DATA ▸
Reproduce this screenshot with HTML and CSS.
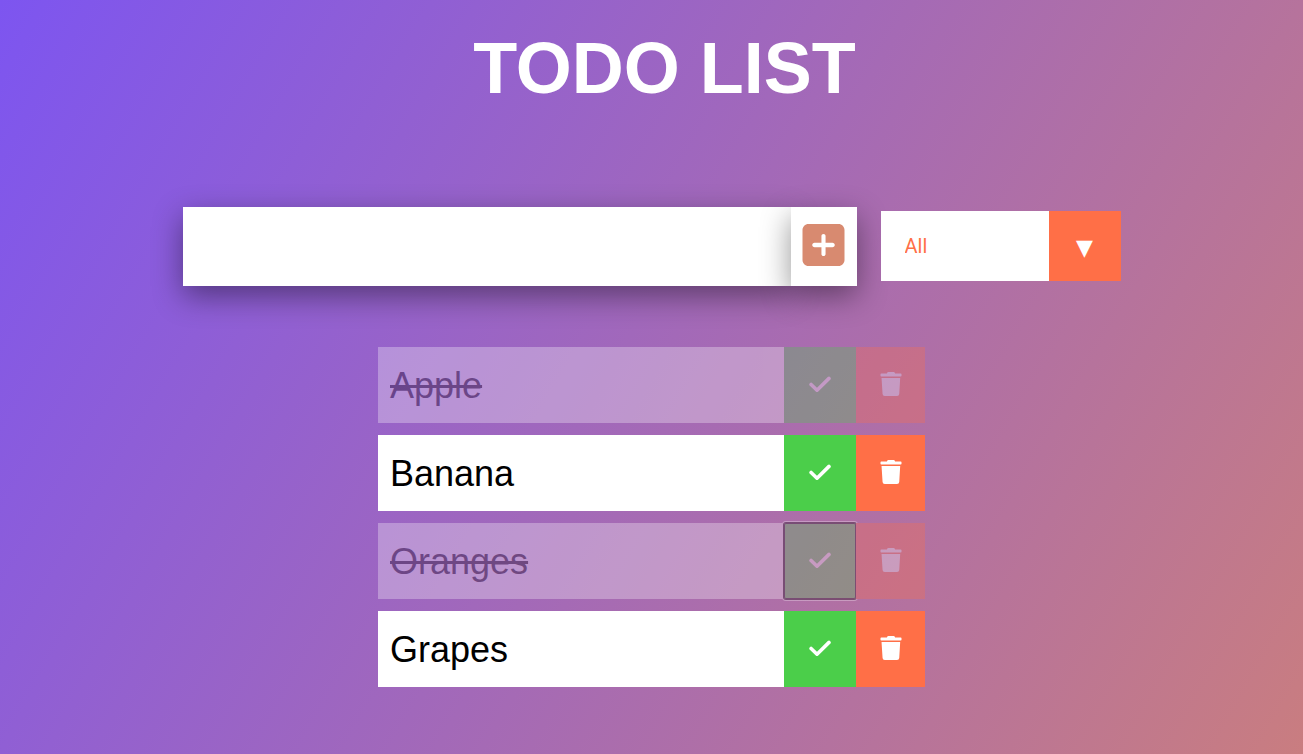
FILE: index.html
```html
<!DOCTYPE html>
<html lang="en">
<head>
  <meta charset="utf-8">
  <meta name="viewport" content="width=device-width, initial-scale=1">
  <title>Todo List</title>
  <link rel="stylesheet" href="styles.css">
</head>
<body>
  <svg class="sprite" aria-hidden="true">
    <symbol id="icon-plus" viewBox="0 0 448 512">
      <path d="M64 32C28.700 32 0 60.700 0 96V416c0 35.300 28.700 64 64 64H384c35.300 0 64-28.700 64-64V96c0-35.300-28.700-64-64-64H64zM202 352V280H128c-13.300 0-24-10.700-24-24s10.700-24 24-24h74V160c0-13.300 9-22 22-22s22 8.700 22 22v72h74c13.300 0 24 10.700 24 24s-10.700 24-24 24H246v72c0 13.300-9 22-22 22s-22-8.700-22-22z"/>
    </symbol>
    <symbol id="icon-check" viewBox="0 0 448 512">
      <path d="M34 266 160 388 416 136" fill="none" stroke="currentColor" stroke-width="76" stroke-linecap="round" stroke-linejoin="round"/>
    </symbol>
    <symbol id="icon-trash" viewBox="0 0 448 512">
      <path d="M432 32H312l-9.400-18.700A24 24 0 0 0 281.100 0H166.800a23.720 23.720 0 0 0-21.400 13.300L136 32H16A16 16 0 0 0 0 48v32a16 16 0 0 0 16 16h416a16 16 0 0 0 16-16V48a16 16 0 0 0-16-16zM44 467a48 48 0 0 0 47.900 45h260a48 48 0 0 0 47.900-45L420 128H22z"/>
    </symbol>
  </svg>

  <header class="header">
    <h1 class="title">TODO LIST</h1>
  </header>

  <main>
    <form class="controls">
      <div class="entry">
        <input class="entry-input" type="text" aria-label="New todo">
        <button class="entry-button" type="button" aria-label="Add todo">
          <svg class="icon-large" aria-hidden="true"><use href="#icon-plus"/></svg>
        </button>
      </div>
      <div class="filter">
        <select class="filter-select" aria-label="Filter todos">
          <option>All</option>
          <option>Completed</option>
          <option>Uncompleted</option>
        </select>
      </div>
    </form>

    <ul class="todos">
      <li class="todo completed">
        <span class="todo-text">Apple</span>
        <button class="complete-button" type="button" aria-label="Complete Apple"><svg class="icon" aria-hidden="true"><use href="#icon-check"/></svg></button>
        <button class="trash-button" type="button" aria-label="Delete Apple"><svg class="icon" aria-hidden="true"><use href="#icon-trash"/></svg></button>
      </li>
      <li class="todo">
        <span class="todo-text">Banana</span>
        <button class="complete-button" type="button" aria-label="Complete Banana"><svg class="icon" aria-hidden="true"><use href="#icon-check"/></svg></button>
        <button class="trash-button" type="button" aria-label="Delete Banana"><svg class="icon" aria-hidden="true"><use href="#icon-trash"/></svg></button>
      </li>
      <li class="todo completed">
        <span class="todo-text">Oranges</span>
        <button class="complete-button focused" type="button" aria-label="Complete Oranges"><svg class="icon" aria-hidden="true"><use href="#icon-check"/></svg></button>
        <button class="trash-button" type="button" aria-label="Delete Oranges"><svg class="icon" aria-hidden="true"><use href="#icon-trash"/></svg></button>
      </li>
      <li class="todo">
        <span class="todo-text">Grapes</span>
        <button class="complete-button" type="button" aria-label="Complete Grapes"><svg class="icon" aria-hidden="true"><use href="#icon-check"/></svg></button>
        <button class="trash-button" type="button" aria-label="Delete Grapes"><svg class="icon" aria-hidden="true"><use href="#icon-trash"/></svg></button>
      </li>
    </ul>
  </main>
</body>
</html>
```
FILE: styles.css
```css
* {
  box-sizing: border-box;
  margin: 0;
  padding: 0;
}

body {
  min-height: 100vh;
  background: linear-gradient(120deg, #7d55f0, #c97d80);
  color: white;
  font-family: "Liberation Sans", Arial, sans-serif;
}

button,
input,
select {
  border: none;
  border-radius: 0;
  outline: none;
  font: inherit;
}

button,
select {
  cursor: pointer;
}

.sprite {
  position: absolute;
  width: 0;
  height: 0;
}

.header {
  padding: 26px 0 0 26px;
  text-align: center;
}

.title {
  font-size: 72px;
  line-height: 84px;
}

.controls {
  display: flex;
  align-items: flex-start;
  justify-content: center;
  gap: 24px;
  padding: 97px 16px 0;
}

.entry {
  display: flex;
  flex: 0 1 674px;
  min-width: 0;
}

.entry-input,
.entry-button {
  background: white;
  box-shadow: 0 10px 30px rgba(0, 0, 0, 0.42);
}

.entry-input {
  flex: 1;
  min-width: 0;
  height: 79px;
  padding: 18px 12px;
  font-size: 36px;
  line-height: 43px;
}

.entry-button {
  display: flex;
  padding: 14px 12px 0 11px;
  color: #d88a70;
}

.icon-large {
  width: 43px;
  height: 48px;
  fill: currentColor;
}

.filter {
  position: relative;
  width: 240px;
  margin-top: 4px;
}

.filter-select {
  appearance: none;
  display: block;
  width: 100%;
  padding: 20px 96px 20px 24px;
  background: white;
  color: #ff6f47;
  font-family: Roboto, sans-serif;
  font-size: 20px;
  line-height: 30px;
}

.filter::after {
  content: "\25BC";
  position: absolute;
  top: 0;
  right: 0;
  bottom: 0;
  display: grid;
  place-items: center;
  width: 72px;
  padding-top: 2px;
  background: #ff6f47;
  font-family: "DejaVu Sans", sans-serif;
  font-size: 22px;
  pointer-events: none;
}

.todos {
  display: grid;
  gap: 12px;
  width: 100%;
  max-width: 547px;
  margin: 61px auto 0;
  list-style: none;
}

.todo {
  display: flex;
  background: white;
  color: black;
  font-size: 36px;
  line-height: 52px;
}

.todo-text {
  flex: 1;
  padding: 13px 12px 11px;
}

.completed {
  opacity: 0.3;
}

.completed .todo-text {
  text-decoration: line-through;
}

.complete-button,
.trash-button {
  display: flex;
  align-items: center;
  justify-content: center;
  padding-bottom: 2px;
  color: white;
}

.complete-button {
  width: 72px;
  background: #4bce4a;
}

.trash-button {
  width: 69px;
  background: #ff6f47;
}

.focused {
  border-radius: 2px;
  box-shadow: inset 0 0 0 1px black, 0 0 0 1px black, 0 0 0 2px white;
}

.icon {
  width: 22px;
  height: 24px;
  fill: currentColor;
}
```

PROBLEM TO SOLVE ▸
Transcribe all of the material exactly, leaving out whatever pictures it contains.

SOLUTION BELOW ▸
Reproduce this screenshot with HTML and CSS.
FILE: index.html
```html
<!DOCTYPE html>
<html lang="en">
<head>
  <meta charset="utf-8">
  <meta name="viewport" content="width=device-width, initial-scale=1">
  <title>Todo List</title>
  <link rel="stylesheet" href="styles.css">
</head>
<body>
  <svg class="sprite" aria-hidden="true">
    <symbol id="icon-plus" viewBox="0 0 448 512">
      <path d="M64 32C28.700 32 0 60.700 0 96V416c0 35.300 28.700 64 64 64H384c35.300 0 64-28.700 64-64V96c0-35.300-28.700-64-64-64H64zM202 352V280H128c-13.300 0-24-10.700-24-24s10.700-24 24-24h74V160c0-13.300 9-22 22-22s22 8.700 22 22v72h74c13.300 0 24 10.700 24 24s-10.700 24-24 24H246v72c0 13.300-9 22-22 22s-22-8.700-22-22z"/>
    </symbol>
    <symbol id="icon-check" viewBox="0 0 448 512">
      <path d="M34 266 160 388 416 136" fill="none" stroke="currentColor" stroke-width="76" stroke-linecap="round" stroke-linejoin="round"/>
    </symbol>
    <symbol id="icon-trash" viewBox="0 0 448 512">
      <path d="M432 32H312l-9.400-18.700A24 24 0 0 0 281.100 0H166.800a23.720 23.720 0 0 0-21.400 13.300L136 32H16A16 16 0 0 0 0 48v32a16 16 0 0 0 16 16h416a16 16 0 0 0 16-16V48a16 16 0 0 0-16-16zM44 467a48 48 0 0 0 47.900 45h260a48 48 0 0 0 47.900-45L420 128H22z"/>
    </symbol>
  </svg>

  <header class="header">
    <h1 class="title">TODO LIST</h1>
  </header>

  <main>
    <form class="controls">
      <div class="entry">
        <input class="entry-input" type="text" aria-label="New todo">
        <button class="entry-button" type="button" aria-label="Add todo">
          <svg class="icon-large" aria-hidden="true"><use href="#icon-plus"/></svg>
        </button>
      </div>
      <div class="filter">
        <select class="filter-select" aria-label="Filter todos">
          <option>All</option>
          <option>Completed</option>
          <option>Uncompleted</option>
        </select>
      </div>
    </form>

    <ul class="todos">
      <li class="todo completed">
        <span class="todo-text">Apple</span>
        <button class="complete-button" type="button" aria-label="Complete Apple"><svg class="icon" aria-hidden="true"><use href="#icon-check"/></svg></button>
        <button class="trash-button" type="button" aria-label="Delete Apple"><svg class="icon" aria-hidden="true"><use href="#icon-trash"/></svg></button>
      </li>
      <li class="todo">
        <span class="todo-text">Banana</span>
        <button class="complete-button" type="button" aria-label="Complete Banana"><svg class="icon" aria-hidden="true"><use href="#icon-check"/></svg></button>
        <button class="trash-button" type="button" aria-label="Delete Banana"><svg class="icon" aria-hidden="true"><use href="#icon-trash"/></svg></button>
      </li>
      <li class="todo completed">
        <span class="todo-text">Oranges</span>
        <button class="complete-button focused" type="button" aria-label="Complete Oranges"><svg class="icon" aria-hidden="true"><use href="#icon-check"/></svg></button>
        <button class="trash-button" type="button" aria-label="Delete Oranges"><svg class="icon" aria-hidden="true"><use href="#icon-trash"/></svg></button>
      </li>
      <li class="todo">
        <span class="todo-text">Grapes</span>
        <button class="complete-button" type="button" aria-label="Complete Grapes"><svg class="icon" aria-hidden="true"><use href="#icon-check"/></svg></button>
        <button class="trash-button" type="button" aria-label="Delete Grapes"><svg class="icon" aria-hidden="true"><use href="#icon-trash"/></svg></button>
      </li>
    </ul>
  </main>
</body>
</html>
```
FILE: styles.css
```css
* {
  box-sizing: border-box;
  margin: 0;
  padding: 0;
}

body {
  min-height: 100vh;
  background: linear-gradient(120deg, #7d55f0, #c97d80);
  color: white;
  font-family: "Liberation Sans", Arial, sans-serif;
}

button,
input,
select {
  border: none;
  border-radius: 0;
  outline: none;
  font: inherit;
}

button,
select {
  cursor: pointer;
}

.sprite {
  position: absolute;
  width: 0;
  height: 0;
}

.header {
  padding: 26px 0 0 26px;
  text-align: center;
}

.title {
  font-size: 72px;
  line-height: 84px;
}

.controls {
  display: flex;
  align-items: flex-start;
  justify-content: center;
  gap: 24px;
  padding: 97px 16px 0;
}

.entry {
  display: flex;
  flex: 0 1 674px;
  min-width: 0;
}

.entry-input,
.entry-button {
  background: white;
  box-shadow: 0 10px 30px rgba(0, 0, 0, 0.42);
}

.entry-input {
  flex: 1;
  min-width: 0;
  height: 79px;
  padding: 18px 12px;
  font-size: 36px;
  line-height: 43px;
}

.entry-button {
  display: flex;
  padding: 14px 12px 0 11px;
  color: #d88a70;
}

.icon-large {
  width: 43px;
  height: 48px;
  fill: currentColor;
}

.filter {
  position: relative;
  width: 240px;
  margin-top: 4px;
}

.filter-select {
  appearance: none;
  display: block;
  width: 100%;
  padding: 20px 96px 20px 24px;
  background: white;
  color: #ff6f47;
  font-family: Roboto, sans-serif;
  font-size: 20px;
  line-height: 30px;
}

.filter::after {
  content: "\25BC";
  position: absolute;
  top: 0;
  right: 0;
  bottom: 0;
  display: grid;
  place-items: center;
  width: 72px;
  padding-top: 2px;
  background: #ff6f47;
  font-family: "DejaVu Sans", sans-serif;
  font-size: 22px;
  pointer-events: none;
}

.todos {
  display: grid;
  gap: 12px;
  width: 100%;
  max-width: 547px;
  margin: 61px auto 0;
  list-style: none;
}

.todo {
  display: flex;
  background: white;
  color: black;
  font-size: 36px;
  line-height: 52px;
}

.todo-text {
  flex: 1;
  padding: 13px 12px 11px;
}

.completed {
  opacity: 0.3;
}

.completed .todo-text {
  text-decoration: line-through;
}

.complete-button,
.trash-button {
  display: flex;
  align-items: center;
  justify-content: center;
  padding-bottom: 2px;
  color: white;
}

.complete-button {
  width: 72px;
  background: #4bce4a;
}

.trash-button {
  width: 69px;
  background: #ff6f47;
}

.focused {
  border-radius: 2px;
  box-shadow: inset 0 0 0 1px black, 0 0 0 1px black, 0 0 0 2px white;
}

.icon {
  width: 22px;
  height: 24px;
  fill: currentColor;
}
```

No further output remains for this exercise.